Ahmadou Kourouma

Monnè, outrages et défis

Côte d'Ivoire   1990

Genre de texte
Roman

Contexte
Ce cauchemar survient au début du roman, juste après que Djigui Keïta ait signé avec Samory le pacte d’alliance qui les unit contre l’envahisseur blanc.

Désobéissant à Samory, empereur de tout le pays mandingue, le roi de Soba, Djigui Keïta, n’a pas rasé sa ville à l’arrivée des troupes coloniales dirigées par Faidherbe – sûr de ce que la magie des ancêtres, la protection d’Allah et la muraille édifiée à la hâte suffiraient à repousser les « Nazaréens »… Ceux-ci prennent donc Soba sans coup férir.

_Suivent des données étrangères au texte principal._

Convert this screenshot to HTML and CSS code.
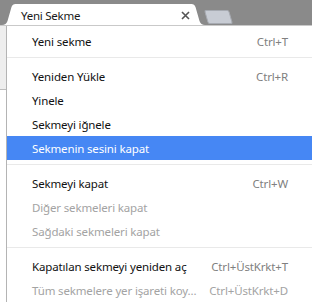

Et voici que les griots chantent la gloire de Djigui, tout au long de ses cent vingt années de règne, tandis que le roi déchu, mais fidèle aux rudes traditions de sa dynastie, s’enfonce dans une collaboration de plus en plus meurtrière avec l’occupant.

Notes
Samory Touré (v. 1830-1900) : roi mandingue, il opposa au XIXe siècle l’une des plus farouches résistances militaires à la conquête française en Afrique.

Sofas : Soldats.

Sous les louanges adressées au roi de Soba, sous l’épopée tragique et dérisoire d’un peuple livré à la colonisation, perce la satire des États africains modernes livrés à leurs démons (amour de la gloriole, corruption, culte du parti unique, etc.), mais également un réquisitoire aussi drôle que violent contre ces conformismes qui, partout dans le monde, mènent parfois aux pires compromissions.

Texte témoin
Paris, Seuil, coll. « Points », 1992, p. 27.




Cauchemar du roi (1)

La colonisation

Samory honora Djigui des présents des hôtes de marque: deux chevaux blancs, trois belles vierges et dix-huit esclaves. Sur le chemin du retour, trois nuits successivement, Djigui fut réveillé par le même cauchemar. Il était l’Almamy, un homme seul, assis dans sa peau de prière, qui, chaque après-midi, obsédé par la crainte que le soleil du jour refusât de se coucher sur le Mandingue, ne réussissait à s’adresser au Tout-Puissant que protégé contre les hyènes et les charognards par des sofas cruels qui allumaient d’innombrables incendies et coupaient de nombreuses têtes.

C’est un rêve qui toute la vie lui reviendrait chaque fois qu’il se souviendrait de Samory. Les devins avaient expliqué qu’il signifiait que l’Afrique, un jour, ne verrait pas, pendant d’interminables saisons, de nuit tomber; parce que les larmes des déshérités et des désespérés ne peuvent être assez abondantes pour créer un fleuve ni leurs cris de douleur assez perçants pour éteindre des incendies.